Direction -> Gather from the listing below each line that includes the word "components", and copy it.

Data excerpt ->
********************

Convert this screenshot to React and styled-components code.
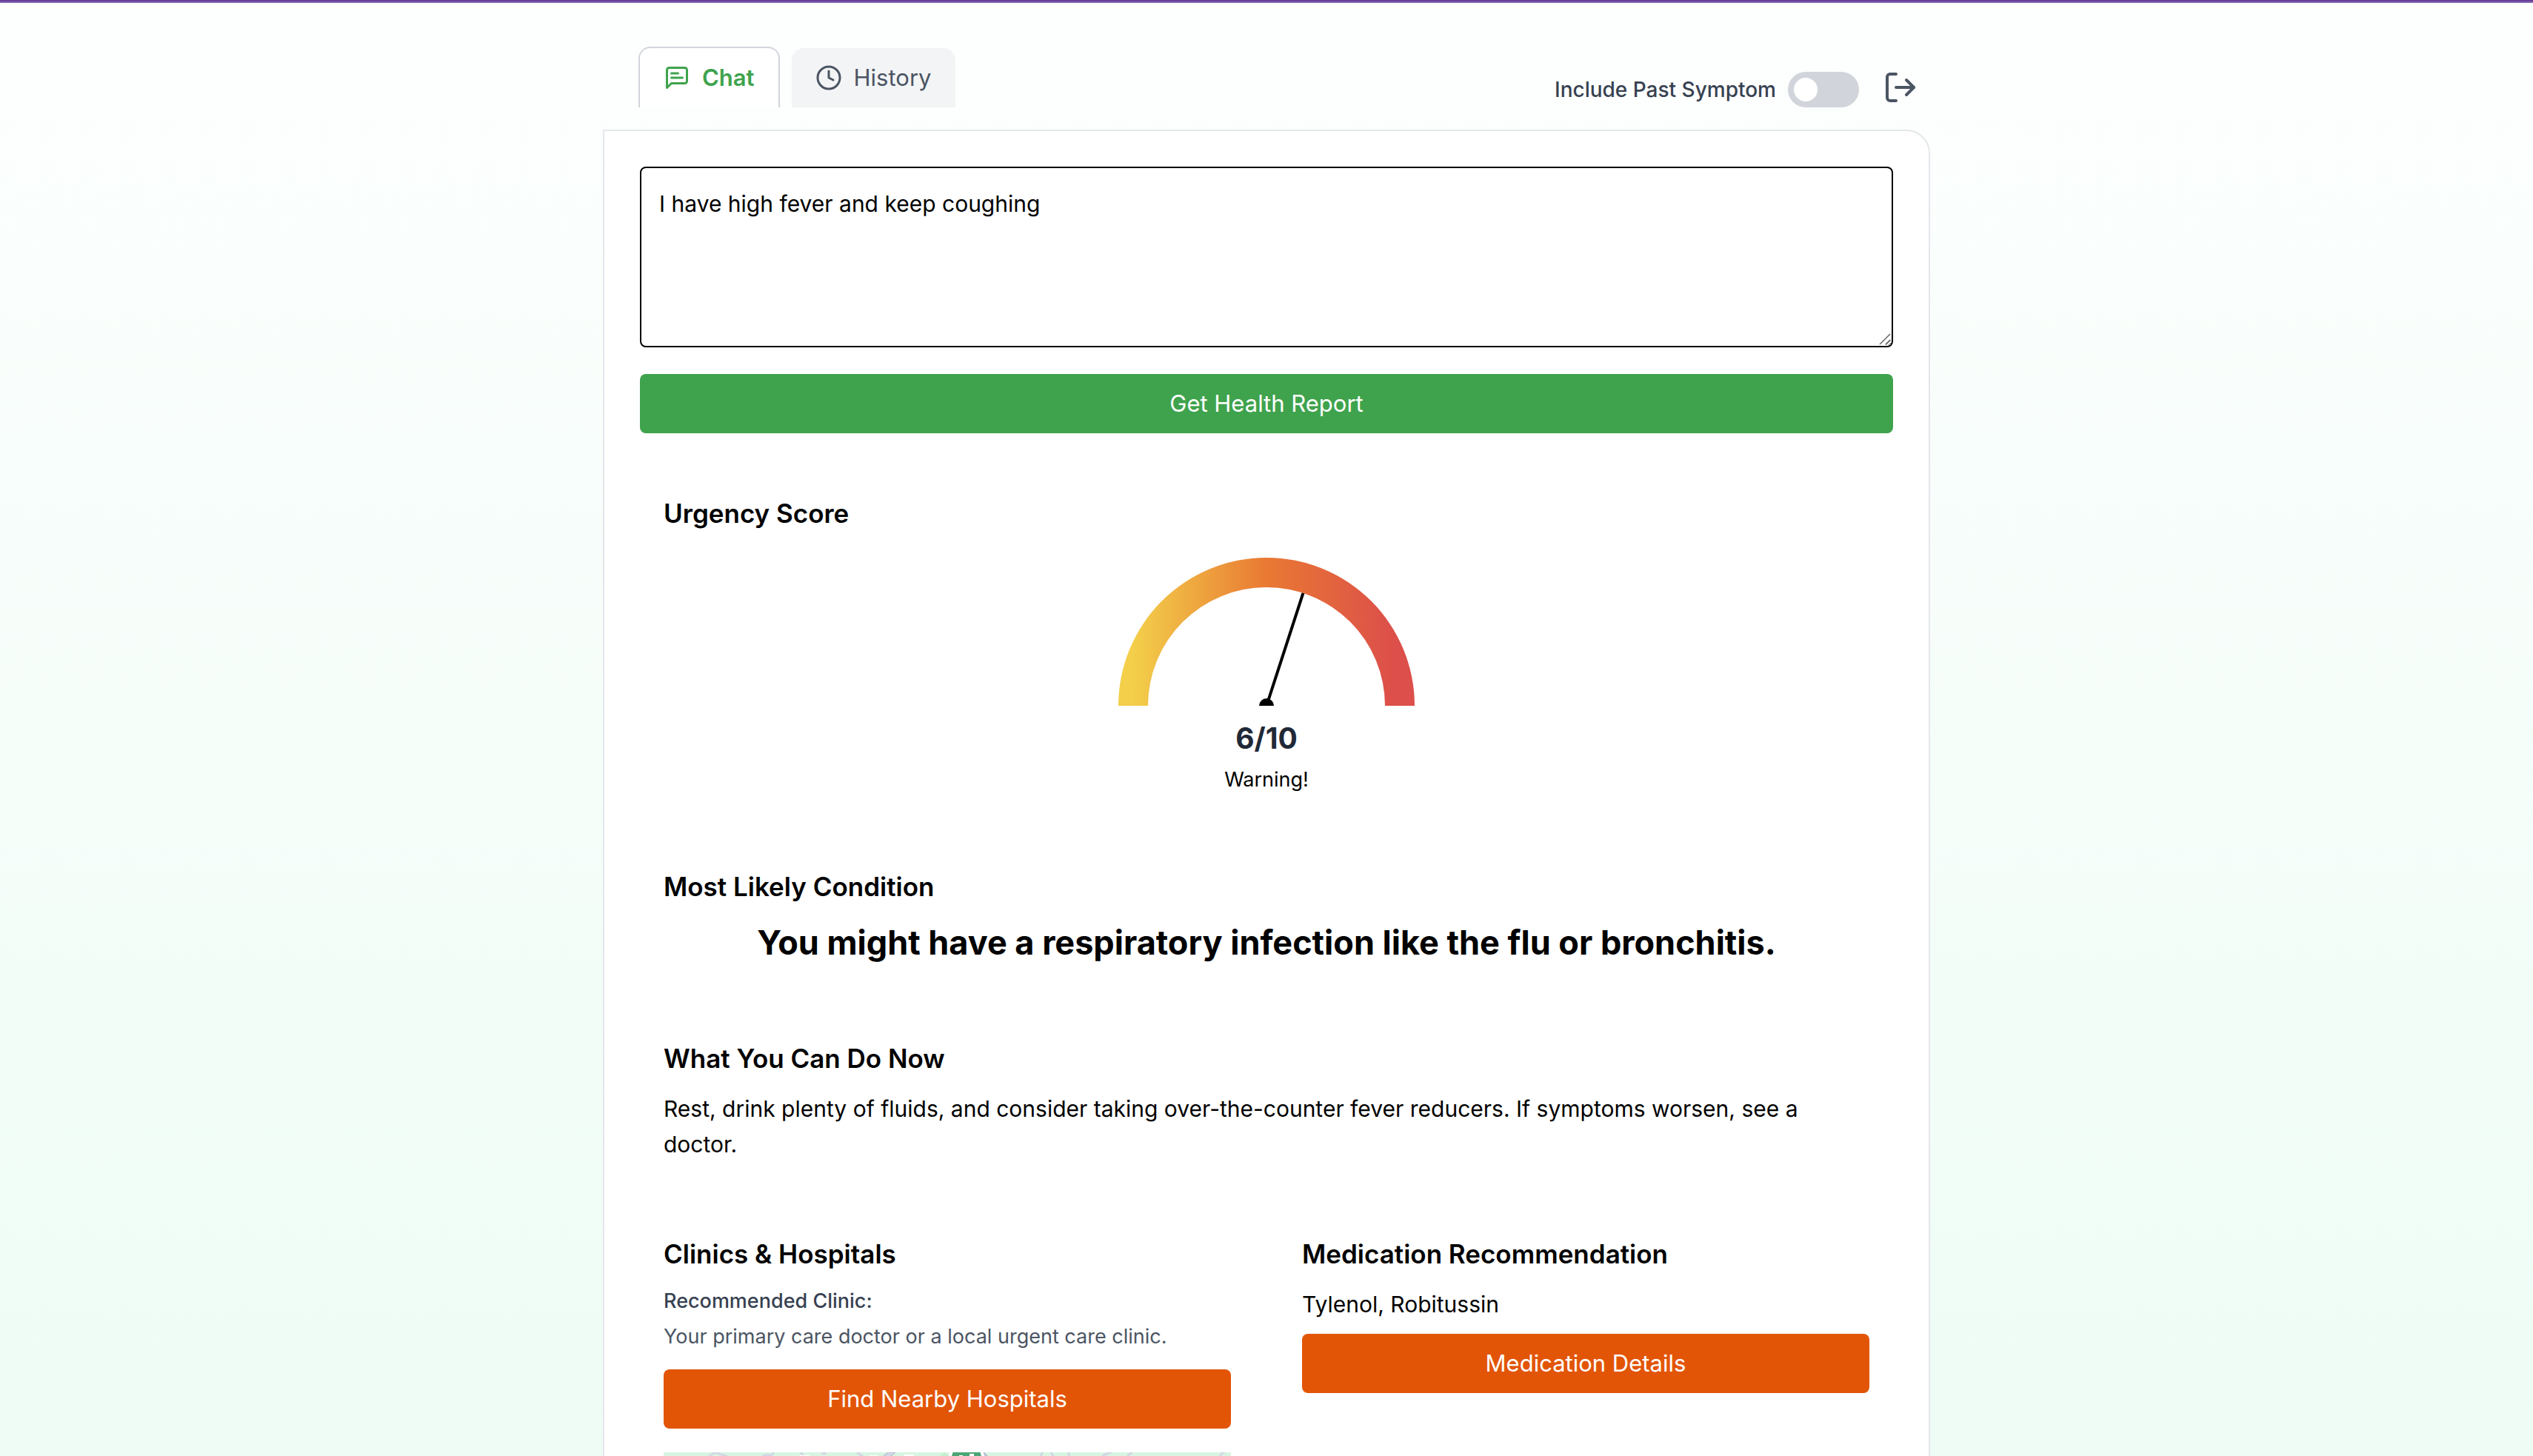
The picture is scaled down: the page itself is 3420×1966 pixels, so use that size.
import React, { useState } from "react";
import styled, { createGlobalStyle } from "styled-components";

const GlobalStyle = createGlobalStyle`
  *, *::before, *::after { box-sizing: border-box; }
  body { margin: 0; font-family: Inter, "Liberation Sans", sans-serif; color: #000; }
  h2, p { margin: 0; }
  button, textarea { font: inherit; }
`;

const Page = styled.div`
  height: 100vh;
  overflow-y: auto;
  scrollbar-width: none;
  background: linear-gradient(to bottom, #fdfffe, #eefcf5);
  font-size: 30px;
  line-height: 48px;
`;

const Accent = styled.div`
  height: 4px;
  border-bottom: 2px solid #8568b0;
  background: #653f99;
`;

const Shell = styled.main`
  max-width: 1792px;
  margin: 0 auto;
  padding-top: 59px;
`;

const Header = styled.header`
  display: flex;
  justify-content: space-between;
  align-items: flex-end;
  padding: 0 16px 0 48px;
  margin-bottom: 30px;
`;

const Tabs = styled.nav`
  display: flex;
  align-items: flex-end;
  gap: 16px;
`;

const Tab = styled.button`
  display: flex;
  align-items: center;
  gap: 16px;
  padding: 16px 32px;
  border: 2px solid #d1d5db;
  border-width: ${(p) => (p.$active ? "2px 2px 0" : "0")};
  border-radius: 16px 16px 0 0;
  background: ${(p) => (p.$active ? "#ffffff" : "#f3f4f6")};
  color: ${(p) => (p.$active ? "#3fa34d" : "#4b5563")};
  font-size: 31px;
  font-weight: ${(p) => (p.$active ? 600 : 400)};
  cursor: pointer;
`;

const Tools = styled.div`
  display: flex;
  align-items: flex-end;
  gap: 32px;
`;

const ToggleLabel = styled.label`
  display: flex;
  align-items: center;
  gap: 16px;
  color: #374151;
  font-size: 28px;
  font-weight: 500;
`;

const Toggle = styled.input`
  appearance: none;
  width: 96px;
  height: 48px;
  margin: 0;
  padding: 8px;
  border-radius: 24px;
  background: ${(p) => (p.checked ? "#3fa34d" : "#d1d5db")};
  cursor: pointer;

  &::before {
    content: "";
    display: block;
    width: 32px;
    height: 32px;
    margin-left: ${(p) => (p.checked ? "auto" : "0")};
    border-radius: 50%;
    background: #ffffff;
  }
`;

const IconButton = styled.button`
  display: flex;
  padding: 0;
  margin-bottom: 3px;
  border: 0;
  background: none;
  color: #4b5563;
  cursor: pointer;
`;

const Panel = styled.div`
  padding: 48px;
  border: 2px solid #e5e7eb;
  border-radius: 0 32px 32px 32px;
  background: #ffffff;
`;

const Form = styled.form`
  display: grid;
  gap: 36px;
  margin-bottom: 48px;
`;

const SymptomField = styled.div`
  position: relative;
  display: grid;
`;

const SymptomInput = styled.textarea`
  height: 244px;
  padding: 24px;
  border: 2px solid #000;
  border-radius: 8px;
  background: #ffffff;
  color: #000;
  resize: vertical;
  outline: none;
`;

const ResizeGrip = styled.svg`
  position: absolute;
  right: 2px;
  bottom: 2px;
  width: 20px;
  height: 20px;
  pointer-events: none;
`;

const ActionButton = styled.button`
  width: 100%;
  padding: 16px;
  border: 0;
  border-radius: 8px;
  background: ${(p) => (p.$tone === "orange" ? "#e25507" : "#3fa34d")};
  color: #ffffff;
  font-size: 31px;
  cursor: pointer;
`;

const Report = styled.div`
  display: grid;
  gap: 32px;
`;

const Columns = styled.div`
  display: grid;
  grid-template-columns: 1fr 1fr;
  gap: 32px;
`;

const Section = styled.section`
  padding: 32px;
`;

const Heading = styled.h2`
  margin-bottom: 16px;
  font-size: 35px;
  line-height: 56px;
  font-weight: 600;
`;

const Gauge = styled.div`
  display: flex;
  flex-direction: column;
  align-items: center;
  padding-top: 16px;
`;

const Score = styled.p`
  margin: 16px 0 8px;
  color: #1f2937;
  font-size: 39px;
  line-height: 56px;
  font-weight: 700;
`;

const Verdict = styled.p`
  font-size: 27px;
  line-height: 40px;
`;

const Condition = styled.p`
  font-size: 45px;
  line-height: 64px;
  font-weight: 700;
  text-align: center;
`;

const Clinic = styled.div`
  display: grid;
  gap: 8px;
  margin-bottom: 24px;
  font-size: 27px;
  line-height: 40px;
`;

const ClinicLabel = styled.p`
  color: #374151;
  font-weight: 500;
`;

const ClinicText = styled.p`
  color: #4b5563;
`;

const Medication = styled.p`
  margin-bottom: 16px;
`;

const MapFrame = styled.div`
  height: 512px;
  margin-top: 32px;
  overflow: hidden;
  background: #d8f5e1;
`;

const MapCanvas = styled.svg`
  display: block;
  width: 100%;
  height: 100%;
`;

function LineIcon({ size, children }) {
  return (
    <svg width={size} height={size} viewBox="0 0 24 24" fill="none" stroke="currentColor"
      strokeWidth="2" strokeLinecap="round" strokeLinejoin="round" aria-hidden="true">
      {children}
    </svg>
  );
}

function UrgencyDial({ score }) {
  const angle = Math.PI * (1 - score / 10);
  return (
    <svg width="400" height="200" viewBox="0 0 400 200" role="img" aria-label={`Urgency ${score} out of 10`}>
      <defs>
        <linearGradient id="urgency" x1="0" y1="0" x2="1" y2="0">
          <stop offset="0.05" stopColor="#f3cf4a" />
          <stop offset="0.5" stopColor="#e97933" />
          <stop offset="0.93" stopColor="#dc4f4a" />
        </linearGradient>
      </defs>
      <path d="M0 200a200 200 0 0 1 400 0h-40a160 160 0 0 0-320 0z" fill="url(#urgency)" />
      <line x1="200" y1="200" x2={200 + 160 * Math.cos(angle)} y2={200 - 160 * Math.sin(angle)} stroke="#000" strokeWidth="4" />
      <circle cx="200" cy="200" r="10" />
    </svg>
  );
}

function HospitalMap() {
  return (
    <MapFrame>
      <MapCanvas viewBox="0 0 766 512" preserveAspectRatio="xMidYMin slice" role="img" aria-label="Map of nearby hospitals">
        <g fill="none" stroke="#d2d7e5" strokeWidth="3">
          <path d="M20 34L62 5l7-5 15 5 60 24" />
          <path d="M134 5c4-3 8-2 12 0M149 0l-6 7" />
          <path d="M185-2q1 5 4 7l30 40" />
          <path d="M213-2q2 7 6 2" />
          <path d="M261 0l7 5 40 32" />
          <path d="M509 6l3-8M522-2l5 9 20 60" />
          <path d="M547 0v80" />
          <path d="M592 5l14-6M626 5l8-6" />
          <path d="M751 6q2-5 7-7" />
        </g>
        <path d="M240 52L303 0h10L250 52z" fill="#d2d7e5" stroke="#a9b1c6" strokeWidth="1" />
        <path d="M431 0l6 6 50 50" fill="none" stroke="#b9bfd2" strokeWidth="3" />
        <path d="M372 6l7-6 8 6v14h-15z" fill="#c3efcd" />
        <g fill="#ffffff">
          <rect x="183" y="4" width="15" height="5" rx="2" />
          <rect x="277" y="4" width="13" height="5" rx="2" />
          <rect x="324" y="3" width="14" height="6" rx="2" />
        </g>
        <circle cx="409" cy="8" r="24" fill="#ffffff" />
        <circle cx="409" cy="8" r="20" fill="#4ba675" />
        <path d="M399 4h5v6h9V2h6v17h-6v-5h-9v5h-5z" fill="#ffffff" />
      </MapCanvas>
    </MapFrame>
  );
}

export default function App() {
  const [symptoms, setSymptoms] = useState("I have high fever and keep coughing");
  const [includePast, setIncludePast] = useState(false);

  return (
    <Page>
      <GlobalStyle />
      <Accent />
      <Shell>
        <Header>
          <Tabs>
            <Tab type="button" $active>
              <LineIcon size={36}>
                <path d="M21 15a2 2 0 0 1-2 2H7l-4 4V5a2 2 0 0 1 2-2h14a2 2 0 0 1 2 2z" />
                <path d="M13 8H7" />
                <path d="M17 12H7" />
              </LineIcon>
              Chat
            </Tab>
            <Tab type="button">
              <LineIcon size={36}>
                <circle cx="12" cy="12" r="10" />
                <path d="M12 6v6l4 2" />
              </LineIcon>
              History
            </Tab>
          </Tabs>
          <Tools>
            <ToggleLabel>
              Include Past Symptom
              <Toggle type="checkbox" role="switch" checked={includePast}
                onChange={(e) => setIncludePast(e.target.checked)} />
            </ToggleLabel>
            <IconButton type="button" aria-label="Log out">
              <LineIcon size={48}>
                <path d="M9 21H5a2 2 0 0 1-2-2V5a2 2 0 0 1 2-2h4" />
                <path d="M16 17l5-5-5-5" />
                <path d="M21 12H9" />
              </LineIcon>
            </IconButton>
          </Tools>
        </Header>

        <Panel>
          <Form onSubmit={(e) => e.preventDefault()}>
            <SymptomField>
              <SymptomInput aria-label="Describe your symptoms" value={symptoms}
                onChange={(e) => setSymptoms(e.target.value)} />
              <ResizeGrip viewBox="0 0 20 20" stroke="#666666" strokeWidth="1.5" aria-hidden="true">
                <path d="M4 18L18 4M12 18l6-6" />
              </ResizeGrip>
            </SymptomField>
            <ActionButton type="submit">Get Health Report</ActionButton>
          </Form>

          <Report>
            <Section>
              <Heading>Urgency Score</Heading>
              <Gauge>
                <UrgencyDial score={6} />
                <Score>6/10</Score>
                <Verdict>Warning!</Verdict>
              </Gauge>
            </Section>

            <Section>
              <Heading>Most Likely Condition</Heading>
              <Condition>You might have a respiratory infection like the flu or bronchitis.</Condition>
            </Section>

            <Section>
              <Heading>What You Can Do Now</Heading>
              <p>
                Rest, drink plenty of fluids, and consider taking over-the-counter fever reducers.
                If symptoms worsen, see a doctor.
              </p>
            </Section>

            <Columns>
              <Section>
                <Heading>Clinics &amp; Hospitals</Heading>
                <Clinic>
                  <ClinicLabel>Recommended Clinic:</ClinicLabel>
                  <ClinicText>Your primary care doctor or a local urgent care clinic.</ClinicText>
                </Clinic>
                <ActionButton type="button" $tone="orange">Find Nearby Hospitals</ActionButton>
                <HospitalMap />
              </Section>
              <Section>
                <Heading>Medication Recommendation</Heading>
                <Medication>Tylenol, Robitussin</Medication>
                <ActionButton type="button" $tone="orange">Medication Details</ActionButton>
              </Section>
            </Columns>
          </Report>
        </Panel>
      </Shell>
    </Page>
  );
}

********************

Solution to this task ->
Convert this screenshot to React and styled-components code.
import styled, { createGlobalStyle } from "styled-components";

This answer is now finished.